Perang Dunia (PD) I pada hakikatkannya adalah upaya imperium Perancis dan Inggris untuk mengecilkan, Austria-Hungaria, Jerman (dan Turki) dan mengikat Rusia agar tidak mencari daerah panas dengan membantu Balkan yang sedang kacau. Aliansi ini ikut berupaya memerdekakan Yunani dan memerangi rakyat Balkan yang ingin mendirikan negara nasional (Hirst, 2001: 95). Akhir PD I seperti kita ketahui bersama kemenangan ada dipihak sekutu (Inggris dan Perancis) yang dibantu Amerika Serikat. Mereka membagi wilayah Turki, yang dikenal sebagai The Ottoman Heritage (Robert, 2002: 932-944). Geostrategi yang diterapkan semboyan “hak rakyat untuk menentukan nasibnya sendiri”.Pada kenyataannya imperium Barat memperkenalkan sistem protektorat, sebagai kontra dari konsep Rusia (Komunis) yang ingin memerdekan rakyat terjajah.
Untuk tetap mempertahankan sistem negara liberal moderen, imperium Barat menekankan tetap perlunya mepertahankan keeksklusifan teritorial (Hirst, 2001: 83), yang meliputi: perdamaian internal, legitimasi pendinastian dan sistem perdagangan. Jerman mencoba bangkit dengan mempraktekkan teori geopolitik Haushoffer dengan mengajak Italia dan Jepang untuk bergabung dengan mendirikan persekutuan poros (Axis). Oleh karenanya Perang Dunia II tidak dapat dihindarkan dan lebih dahsyat, yang pada hakikatnya merupakan pelaksanaan geopolitik dari negara Axis, yaitu mencari pusat-pusat sumber daya alam. Jerman memperluas wilayahnya ke arah Timur dengan semboyan “Drang nach Osten” (Sunardi, 2004: 164), sedangkan Jepang dan Italia ke arah Selatan, yaitu Asia Timur dan Afrika Utara bagian Timur.
Demikian gambaran geopolitik dan geostrategi negara-negara yang berdaulat hingga pada akhir PD II. Pasca PD II, dunia seolah dibagi dua yakni blok negara-negara liberal (Negara Barat) dan blok negara-negara sosialis (Negara Sosialis). Kedua blok ini pada PD II dikenal sebagai sekutu (Alien) melawan blok Axis (poros). Negara Jerman Barat dan Jepang kini menjadi Blok Liberal. Oleh karenanya membahas geopolitik negara berdaulat kita akan membahas perimbangan kekuatan (balance of power). Perimbangan kekuatan akan berbeda pada setiap waktu namun pada dasarnya adalah bagaimana negara yang berdaulat berbagi wilayah untuk dikuasai. Perimbangan Kekuatan abad XVIII yaitu antara Dinasti Bourbon (Perancis) yang berhadapan dengan Dinasti Habsburg (Austria) untuk saling berebut wilayah daratan Eropa (Morgenthau, 2006: 348).

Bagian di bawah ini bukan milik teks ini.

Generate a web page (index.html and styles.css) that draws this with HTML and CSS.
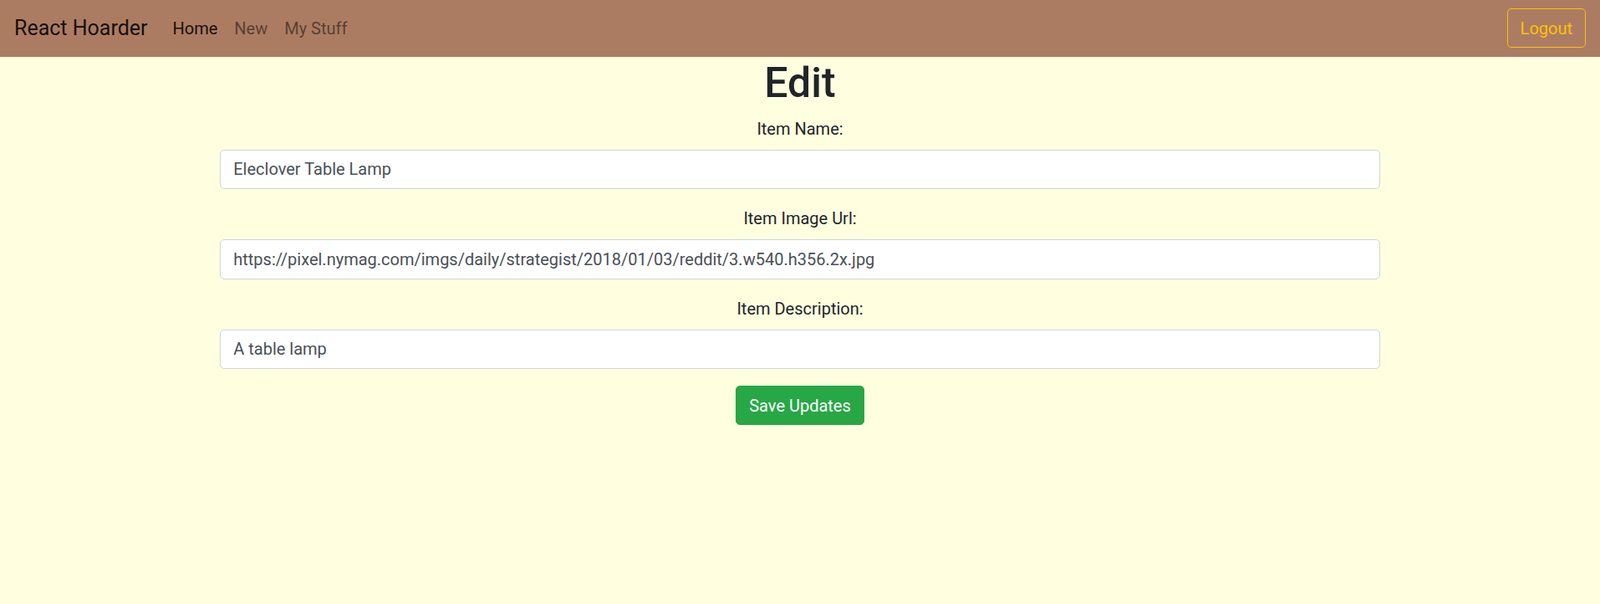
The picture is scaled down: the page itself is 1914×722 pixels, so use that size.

Pasca PD II geostrategi negara-negara pemenang perang adalah strategi global yang kemudian dikenal sebagai globalisasi. Negara-negara pemenang perang, baik negara liberal maupun sosialis berlomba untuk mencari mitra baru. Mereka membentuk pakta pertahanan dan bahkan bermitra dengan ex musuh. Jepang dirangkul dan dipayungi oleh Amerika Serikat selama Jepang bersedia menjadi negara demokrasi liberal, termasuk sistem agraria dan pendidikan (Roberts, 2004: 1062). Sebagai akibatnya pertumbuhan ekonomi dan teknologi Jepang lebih pesat daripada negara bekas jajahan dan bahkan negara pemenang perang. Demikian pula dengan Jerman Barat yang lebih pesat kebang-kitan sebagai akibat perang dari pada Perancis dan negara-negara Eropa kontinental pada umumnya. Sedangkan pada blok sosialis kemajuan ekonomi tidak begitu mengembirakan.
Pasca PD II, melahirkan banyak negara nasional yang merupakan negara bekas jajahan. Negara-negara baru ini masih dalam upaya membangun identitas baru dan menjadi incaran kedua blok untuk dirangkul dan diberi bantuan untuk pembangunan wilayahnya dengan mencontoh pada salah satu blok. Akhirnya terbentuk negara dunia ketiga dan dikenal pula sebagai negara sedang berkembang. Dalam perjalanan sejarah selanjutnya negara ini menjadi sasaran rebutan oleh kedua blok yang bertikai. Perang fisik kemungkinan tidak terjadi, namun pada blok Barat berkembang Teori Domino yang menyatakan bahwa apabila satu negara jatuh ke blok timur maka tetangganya akan ikut bergabung dengan negara blok Timur. Cara mengatasinya dengan jalan persuasi kepada negara dunia ketiga agar bersedia bergabung ke dalam blok Barat melalui penetrasi teknologi mutahir yang pada hakekatnya merupakan kolonialisme baru.